__TASK TO CARRY OUT__: Within the data that follows, how many lines carry the string "index"? Give the number alone.

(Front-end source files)
::::::

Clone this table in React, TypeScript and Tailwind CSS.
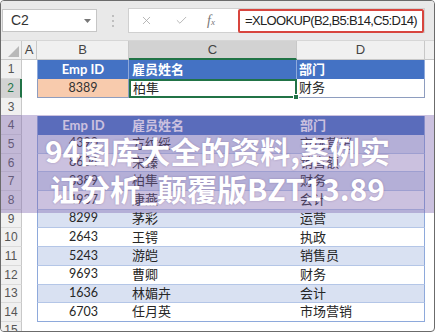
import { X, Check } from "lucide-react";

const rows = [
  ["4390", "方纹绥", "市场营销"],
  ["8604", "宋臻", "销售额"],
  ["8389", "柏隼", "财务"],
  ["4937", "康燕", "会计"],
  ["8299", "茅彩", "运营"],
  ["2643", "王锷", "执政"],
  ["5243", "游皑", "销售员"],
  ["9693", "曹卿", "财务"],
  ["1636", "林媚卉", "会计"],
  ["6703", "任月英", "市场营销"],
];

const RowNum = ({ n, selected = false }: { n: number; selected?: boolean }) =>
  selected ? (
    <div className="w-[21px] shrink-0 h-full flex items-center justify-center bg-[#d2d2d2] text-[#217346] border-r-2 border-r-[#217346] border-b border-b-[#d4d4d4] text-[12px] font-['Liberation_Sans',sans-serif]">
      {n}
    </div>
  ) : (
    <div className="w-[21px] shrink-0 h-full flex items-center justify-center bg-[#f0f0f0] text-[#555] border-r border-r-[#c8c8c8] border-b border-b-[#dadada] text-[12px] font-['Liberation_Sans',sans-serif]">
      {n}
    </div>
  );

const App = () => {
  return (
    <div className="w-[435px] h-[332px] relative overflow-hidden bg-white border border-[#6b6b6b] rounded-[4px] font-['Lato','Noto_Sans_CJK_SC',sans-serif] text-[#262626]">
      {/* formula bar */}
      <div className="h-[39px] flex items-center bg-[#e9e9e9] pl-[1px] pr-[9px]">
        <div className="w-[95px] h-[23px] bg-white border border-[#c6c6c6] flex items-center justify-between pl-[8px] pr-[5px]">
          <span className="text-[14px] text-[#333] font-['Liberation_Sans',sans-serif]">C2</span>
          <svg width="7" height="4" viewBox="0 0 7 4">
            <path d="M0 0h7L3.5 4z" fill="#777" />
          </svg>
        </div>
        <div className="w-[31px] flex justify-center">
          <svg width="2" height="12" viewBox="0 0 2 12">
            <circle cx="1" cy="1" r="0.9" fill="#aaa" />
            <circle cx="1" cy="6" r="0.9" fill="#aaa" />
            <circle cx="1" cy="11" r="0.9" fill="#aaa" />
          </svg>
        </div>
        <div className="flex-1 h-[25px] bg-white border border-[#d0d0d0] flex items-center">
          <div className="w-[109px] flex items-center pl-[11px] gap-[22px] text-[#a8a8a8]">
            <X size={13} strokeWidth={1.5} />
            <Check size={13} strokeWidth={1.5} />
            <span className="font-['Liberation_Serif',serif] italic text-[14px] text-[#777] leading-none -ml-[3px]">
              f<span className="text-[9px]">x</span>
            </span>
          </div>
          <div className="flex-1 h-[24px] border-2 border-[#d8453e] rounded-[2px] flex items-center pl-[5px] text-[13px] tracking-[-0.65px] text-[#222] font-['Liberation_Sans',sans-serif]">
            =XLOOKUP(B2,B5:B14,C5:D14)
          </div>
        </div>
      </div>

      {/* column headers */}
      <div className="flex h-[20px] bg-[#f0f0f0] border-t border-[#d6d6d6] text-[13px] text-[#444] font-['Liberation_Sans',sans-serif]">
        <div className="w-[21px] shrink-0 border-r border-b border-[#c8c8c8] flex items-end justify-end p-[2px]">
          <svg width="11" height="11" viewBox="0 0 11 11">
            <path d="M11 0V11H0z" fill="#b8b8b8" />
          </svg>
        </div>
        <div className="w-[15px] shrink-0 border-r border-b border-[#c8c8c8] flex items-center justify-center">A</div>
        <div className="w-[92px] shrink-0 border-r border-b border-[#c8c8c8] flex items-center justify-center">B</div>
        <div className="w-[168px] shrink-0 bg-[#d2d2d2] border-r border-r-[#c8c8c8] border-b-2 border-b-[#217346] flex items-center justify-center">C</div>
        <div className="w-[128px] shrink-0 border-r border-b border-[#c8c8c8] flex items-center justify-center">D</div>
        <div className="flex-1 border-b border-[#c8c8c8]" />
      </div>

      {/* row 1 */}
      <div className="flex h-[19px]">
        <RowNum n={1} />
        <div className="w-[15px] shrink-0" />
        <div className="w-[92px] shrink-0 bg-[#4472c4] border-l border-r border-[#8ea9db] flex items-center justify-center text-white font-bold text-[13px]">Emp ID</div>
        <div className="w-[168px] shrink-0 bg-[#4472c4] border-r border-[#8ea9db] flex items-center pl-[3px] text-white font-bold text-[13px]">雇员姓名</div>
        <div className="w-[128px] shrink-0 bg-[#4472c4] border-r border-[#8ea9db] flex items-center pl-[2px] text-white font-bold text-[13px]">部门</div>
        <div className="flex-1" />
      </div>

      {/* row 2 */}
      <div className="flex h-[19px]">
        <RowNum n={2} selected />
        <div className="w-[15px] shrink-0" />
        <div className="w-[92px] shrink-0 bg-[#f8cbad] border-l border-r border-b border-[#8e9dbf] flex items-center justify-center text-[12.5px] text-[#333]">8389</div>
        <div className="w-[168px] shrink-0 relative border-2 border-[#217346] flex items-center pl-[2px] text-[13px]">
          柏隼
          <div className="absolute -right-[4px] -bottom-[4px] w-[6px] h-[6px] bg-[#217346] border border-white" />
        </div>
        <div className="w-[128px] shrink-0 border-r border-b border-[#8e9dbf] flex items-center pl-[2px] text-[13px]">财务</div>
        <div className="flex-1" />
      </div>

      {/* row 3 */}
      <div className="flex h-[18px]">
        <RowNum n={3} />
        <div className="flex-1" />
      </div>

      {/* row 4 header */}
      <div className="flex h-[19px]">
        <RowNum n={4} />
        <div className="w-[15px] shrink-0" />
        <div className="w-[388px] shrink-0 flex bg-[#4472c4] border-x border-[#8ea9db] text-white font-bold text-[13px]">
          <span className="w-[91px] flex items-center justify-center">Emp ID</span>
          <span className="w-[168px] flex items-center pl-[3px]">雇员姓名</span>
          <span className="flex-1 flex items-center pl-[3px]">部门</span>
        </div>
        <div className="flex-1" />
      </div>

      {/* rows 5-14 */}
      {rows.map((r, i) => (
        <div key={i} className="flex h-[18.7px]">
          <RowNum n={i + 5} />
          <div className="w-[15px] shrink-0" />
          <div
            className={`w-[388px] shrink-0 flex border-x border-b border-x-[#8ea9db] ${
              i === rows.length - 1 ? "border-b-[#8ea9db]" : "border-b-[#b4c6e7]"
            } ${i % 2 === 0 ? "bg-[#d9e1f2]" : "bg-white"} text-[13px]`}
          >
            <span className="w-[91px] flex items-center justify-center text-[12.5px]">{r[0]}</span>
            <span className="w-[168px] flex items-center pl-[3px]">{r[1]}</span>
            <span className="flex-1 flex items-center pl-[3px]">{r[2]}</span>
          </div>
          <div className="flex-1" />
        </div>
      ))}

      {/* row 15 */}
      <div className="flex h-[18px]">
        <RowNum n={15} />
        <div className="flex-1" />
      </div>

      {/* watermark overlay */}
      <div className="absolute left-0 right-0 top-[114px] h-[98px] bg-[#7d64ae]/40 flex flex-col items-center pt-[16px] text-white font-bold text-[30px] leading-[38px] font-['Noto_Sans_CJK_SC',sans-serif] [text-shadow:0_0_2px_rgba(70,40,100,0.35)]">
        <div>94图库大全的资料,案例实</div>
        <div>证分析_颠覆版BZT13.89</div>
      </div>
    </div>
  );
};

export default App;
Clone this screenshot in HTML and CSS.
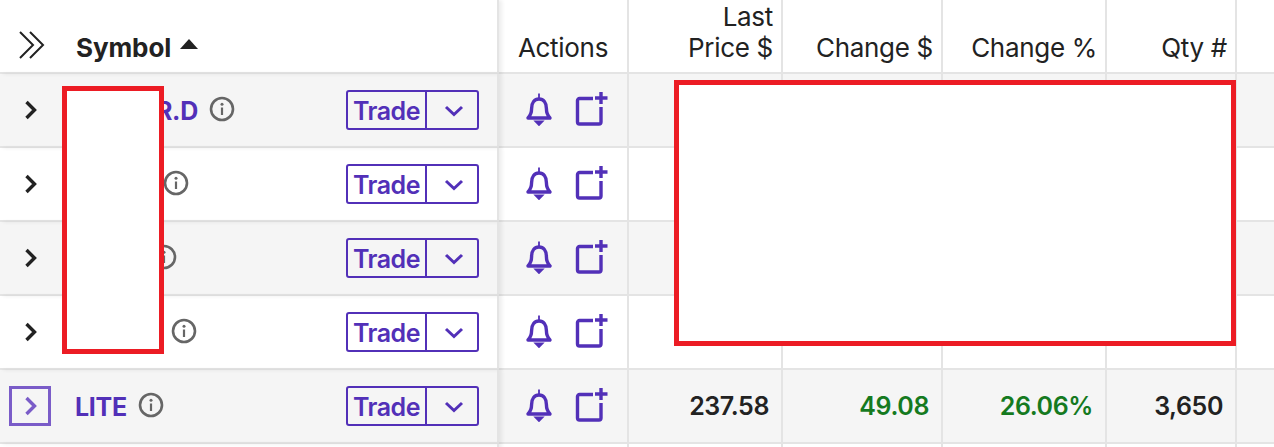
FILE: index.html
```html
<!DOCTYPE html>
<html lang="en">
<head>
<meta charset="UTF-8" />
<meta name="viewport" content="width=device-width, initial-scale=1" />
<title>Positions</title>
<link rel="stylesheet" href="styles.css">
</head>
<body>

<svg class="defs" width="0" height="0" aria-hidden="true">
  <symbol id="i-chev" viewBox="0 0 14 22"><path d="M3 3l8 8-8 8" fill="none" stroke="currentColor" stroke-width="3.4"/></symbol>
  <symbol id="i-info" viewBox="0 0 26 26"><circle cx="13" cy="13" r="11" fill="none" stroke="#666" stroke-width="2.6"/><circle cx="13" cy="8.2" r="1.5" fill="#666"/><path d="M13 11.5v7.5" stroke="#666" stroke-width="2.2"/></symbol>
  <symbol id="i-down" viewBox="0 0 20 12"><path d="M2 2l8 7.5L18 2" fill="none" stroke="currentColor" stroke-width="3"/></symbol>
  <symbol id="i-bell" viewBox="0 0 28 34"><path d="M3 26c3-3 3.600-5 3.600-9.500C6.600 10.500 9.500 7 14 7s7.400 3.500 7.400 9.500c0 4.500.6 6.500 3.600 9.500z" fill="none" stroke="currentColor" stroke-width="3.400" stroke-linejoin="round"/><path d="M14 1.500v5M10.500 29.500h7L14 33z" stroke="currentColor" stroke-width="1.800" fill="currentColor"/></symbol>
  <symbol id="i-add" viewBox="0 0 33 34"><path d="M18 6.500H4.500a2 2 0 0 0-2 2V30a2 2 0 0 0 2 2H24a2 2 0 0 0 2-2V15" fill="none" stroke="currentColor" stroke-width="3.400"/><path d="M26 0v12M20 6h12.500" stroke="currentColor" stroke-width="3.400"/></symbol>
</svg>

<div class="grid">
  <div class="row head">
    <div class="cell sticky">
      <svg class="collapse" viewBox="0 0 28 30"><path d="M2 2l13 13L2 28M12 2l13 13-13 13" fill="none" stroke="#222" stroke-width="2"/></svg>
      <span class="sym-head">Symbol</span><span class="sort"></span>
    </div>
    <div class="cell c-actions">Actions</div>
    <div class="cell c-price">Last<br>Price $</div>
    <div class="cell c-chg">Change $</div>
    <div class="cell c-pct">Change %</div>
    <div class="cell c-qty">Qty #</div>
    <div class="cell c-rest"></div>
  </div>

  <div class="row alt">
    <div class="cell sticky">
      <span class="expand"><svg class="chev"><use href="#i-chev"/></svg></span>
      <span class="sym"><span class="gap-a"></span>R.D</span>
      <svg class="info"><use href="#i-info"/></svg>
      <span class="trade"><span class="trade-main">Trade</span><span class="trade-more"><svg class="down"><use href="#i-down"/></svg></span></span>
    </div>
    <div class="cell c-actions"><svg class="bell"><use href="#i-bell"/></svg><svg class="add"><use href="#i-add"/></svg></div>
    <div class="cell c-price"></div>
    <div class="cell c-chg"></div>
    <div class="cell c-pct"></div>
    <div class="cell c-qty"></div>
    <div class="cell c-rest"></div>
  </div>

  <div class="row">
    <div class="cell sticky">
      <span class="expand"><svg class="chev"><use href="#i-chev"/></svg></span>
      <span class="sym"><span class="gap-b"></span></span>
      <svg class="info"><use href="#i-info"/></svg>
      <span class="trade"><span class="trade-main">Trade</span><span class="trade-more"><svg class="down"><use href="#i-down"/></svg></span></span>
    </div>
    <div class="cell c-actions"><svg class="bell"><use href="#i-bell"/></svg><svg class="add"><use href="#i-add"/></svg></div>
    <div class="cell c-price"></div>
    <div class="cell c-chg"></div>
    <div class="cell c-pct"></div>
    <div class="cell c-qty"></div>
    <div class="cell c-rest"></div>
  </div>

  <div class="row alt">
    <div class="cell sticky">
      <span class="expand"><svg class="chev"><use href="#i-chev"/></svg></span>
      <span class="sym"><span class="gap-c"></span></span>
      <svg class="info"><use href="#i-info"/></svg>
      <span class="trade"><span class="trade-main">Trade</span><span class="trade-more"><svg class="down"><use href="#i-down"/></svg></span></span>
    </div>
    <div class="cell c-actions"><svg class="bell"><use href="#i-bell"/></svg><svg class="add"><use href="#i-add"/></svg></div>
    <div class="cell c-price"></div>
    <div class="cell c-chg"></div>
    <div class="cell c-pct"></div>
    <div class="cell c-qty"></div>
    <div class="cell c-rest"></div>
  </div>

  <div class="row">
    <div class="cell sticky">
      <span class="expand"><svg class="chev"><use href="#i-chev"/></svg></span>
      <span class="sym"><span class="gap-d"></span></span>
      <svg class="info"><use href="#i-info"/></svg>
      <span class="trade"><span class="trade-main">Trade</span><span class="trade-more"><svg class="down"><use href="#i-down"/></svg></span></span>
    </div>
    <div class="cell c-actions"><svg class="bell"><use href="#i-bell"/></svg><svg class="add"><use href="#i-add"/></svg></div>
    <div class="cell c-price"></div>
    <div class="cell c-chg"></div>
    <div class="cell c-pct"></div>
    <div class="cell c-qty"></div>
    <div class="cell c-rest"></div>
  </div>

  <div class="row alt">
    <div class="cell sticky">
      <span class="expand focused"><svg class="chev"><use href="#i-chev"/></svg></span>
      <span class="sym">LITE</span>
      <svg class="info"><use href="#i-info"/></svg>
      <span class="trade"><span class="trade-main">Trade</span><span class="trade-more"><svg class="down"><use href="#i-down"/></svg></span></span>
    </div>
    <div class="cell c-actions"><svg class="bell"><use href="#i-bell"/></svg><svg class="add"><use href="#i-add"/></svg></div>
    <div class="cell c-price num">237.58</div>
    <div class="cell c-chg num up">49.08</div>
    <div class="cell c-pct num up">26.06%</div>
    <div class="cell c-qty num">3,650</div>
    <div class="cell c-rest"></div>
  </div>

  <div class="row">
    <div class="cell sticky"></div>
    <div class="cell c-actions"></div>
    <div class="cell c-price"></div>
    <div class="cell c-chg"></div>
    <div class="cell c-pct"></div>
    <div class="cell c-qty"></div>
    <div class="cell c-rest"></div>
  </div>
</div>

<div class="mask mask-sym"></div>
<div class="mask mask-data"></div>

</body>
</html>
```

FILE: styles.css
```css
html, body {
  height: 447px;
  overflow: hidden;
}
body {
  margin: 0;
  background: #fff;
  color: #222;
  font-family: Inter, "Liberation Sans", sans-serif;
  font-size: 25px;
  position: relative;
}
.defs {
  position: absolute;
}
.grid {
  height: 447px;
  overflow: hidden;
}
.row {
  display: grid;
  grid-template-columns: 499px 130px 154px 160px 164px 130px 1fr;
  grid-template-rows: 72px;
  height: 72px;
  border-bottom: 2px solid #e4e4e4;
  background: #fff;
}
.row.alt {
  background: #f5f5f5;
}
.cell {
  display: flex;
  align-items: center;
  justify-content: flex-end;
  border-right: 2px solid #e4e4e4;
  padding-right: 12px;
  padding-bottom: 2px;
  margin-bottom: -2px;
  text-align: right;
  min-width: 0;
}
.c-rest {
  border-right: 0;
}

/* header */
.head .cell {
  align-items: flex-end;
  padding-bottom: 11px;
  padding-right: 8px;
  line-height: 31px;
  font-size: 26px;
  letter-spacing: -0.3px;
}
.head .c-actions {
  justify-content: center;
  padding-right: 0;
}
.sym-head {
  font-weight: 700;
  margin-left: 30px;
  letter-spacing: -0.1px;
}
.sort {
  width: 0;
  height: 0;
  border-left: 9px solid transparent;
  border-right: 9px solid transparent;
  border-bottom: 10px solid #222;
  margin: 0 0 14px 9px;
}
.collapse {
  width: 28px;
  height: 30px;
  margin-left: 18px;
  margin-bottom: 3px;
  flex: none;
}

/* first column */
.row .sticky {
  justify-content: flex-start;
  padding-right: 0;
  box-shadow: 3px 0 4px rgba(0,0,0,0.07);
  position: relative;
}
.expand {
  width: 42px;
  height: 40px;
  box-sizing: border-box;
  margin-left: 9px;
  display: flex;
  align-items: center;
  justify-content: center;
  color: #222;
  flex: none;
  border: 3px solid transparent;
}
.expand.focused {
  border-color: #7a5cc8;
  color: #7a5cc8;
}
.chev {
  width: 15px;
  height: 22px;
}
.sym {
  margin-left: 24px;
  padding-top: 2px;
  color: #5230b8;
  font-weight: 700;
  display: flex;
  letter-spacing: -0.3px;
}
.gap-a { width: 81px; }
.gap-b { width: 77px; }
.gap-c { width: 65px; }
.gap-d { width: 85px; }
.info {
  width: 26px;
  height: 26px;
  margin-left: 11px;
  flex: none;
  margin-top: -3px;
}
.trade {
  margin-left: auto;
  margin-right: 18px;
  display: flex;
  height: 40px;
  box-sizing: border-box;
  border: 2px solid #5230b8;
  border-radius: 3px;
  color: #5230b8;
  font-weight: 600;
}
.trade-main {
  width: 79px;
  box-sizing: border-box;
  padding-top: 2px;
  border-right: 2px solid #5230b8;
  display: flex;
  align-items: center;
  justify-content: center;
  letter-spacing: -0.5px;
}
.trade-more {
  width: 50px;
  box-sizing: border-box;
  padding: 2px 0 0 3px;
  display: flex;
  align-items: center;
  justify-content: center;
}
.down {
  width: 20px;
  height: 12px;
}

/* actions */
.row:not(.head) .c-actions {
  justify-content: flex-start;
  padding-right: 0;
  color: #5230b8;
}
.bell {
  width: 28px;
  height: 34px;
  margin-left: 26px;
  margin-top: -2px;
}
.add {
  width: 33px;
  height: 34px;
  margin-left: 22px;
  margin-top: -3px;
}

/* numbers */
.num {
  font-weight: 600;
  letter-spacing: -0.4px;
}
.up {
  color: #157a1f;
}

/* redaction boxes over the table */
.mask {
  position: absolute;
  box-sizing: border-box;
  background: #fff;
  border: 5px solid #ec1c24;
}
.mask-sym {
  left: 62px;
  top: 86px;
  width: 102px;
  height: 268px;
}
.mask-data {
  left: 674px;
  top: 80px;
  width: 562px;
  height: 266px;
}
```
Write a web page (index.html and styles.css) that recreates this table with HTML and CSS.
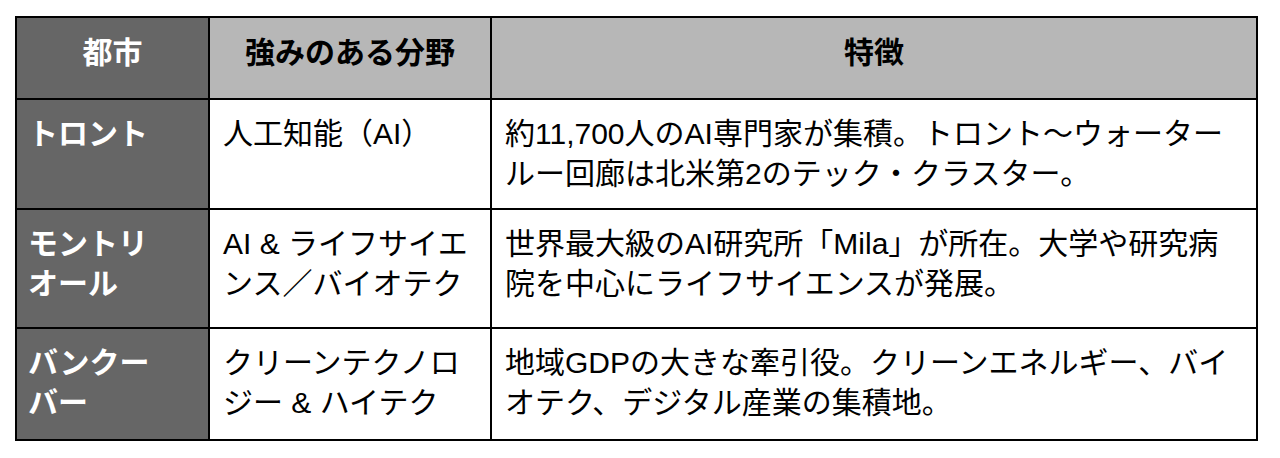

::::::

__ANSWER TO THIS PROBLEM__: 2